GIVEN INFORMATION
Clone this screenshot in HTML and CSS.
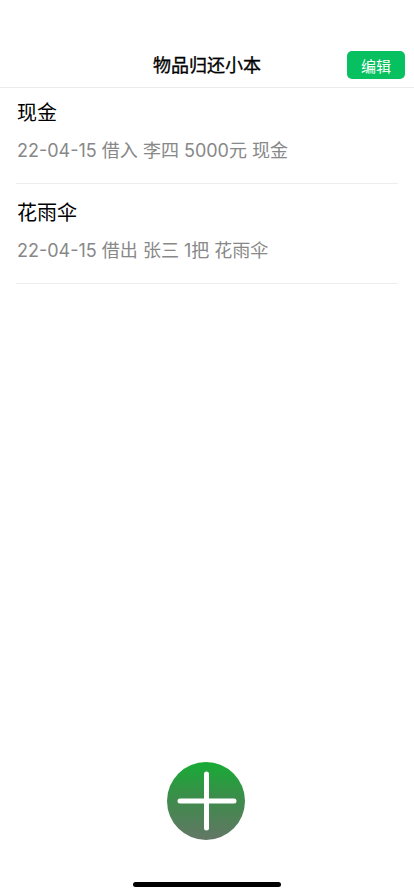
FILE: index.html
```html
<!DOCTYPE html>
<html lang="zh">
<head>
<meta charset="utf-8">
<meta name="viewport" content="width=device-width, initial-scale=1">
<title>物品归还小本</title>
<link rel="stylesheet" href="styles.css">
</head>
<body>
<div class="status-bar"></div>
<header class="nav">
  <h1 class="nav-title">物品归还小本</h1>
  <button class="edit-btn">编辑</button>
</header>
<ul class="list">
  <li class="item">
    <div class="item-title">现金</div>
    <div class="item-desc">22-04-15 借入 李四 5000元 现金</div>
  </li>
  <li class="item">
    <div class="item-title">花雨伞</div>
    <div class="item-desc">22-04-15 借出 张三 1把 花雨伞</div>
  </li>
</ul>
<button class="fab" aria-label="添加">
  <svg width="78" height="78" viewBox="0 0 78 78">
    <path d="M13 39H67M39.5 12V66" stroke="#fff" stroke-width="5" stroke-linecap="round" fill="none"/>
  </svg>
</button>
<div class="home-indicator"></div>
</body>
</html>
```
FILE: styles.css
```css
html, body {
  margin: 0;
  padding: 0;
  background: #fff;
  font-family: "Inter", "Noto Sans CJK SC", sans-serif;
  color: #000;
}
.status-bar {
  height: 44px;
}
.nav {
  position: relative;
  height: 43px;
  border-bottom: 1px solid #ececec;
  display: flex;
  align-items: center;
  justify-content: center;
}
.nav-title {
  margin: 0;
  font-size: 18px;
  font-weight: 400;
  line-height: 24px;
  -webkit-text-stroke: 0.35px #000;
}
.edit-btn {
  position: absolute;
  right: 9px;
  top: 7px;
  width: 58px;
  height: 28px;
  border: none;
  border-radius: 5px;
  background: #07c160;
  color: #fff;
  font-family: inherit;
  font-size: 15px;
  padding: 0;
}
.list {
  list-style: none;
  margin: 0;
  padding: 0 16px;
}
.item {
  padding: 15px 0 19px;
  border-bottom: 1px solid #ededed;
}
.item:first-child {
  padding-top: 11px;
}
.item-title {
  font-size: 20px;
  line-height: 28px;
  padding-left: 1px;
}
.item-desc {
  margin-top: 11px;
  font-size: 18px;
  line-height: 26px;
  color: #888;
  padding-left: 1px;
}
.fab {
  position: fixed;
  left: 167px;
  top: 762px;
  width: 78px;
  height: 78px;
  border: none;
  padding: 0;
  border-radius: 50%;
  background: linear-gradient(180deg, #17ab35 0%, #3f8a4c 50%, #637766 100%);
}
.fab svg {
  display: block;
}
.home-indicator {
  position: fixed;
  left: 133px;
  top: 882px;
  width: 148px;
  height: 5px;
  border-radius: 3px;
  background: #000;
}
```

GIVEN INSTRUCTION
Set the data above down again exactly as given, with no pictures.

REPLY
Clone this screenshot in HTML and CSS.
FILE: index.html
```html
<!DOCTYPE html>
<html lang="zh">
<head>
<meta charset="utf-8">
<meta name="viewport" content="width=device-width, initial-scale=1">
<title>物品归还小本</title>
<link rel="stylesheet" href="styles.css">
</head>
<body>
<div class="status-bar"></div>
<header class="nav">
  <h1 class="nav-title">物品归还小本</h1>
  <button class="edit-btn">编辑</button>
</header>
<ul class="list">
  <li class="item">
    <div class="item-title">现金</div>
    <div class="item-desc">22-04-15 借入 李四 5000元 现金</div>
  </li>
  <li class="item">
    <div class="item-title">花雨伞</div>
    <div class="item-desc">22-04-15 借出 张三 1把 花雨伞</div>
  </li>
</ul>
<button class="fab" aria-label="添加">
  <svg width="78" height="78" viewBox="0 0 78 78">
    <path d="M13 39H67M39.5 12V66" stroke="#fff" stroke-width="5" stroke-linecap="round" fill="none"/>
  </svg>
</button>
<div class="home-indicator"></div>
</body>
</html>
```
FILE: styles.css
```css
html, body {
  margin: 0;
  padding: 0;
  background: #fff;
  font-family: "Inter", "Noto Sans CJK SC", sans-serif;
  color: #000;
}
.status-bar {
  height: 44px;
}
.nav {
  position: relative;
  height: 43px;
  border-bottom: 1px solid #ececec;
  display: flex;
  align-items: center;
  justify-content: center;
}
.nav-title {
  margin: 0;
  font-size: 18px;
  font-weight: 400;
  line-height: 24px;
  -webkit-text-stroke: 0.35px #000;
}
.edit-btn {
  position: absolute;
  right: 9px;
  top: 7px;
  width: 58px;
  height: 28px;
  border: none;
  border-radius: 5px;
  background: #07c160;
  color: #fff;
  font-family: inherit;
  font-size: 15px;
  padding: 0;
}
.list {
  list-style: none;
  margin: 0;
  padding: 0 16px;
}
.item {
  padding: 15px 0 19px;
  border-bottom: 1px solid #ededed;
}
.item:first-child {
  padding-top: 11px;
}
.item-title {
  font-size: 20px;
  line-height: 28px;
  padding-left: 1px;
}
.item-desc {
  margin-top: 11px;
  font-size: 18px;
  line-height: 26px;
  color: #888;
  padding-left: 1px;
}
.fab {
  position: fixed;
  left: 167px;
  top: 762px;
  width: 78px;
  height: 78px;
  border: none;
  padding: 0;
  border-radius: 50%;
  background: linear-gradient(180deg, #17ab35 0%, #3f8a4c 50%, #637766 100%);
}
.fab svg {
  display: block;
}
.home-indicator {
  position: fixed;
  left: 133px;
  top: 882px;
  width: 148px;
  height: 5px;
  border-radius: 3px;
  background: #000;
}
```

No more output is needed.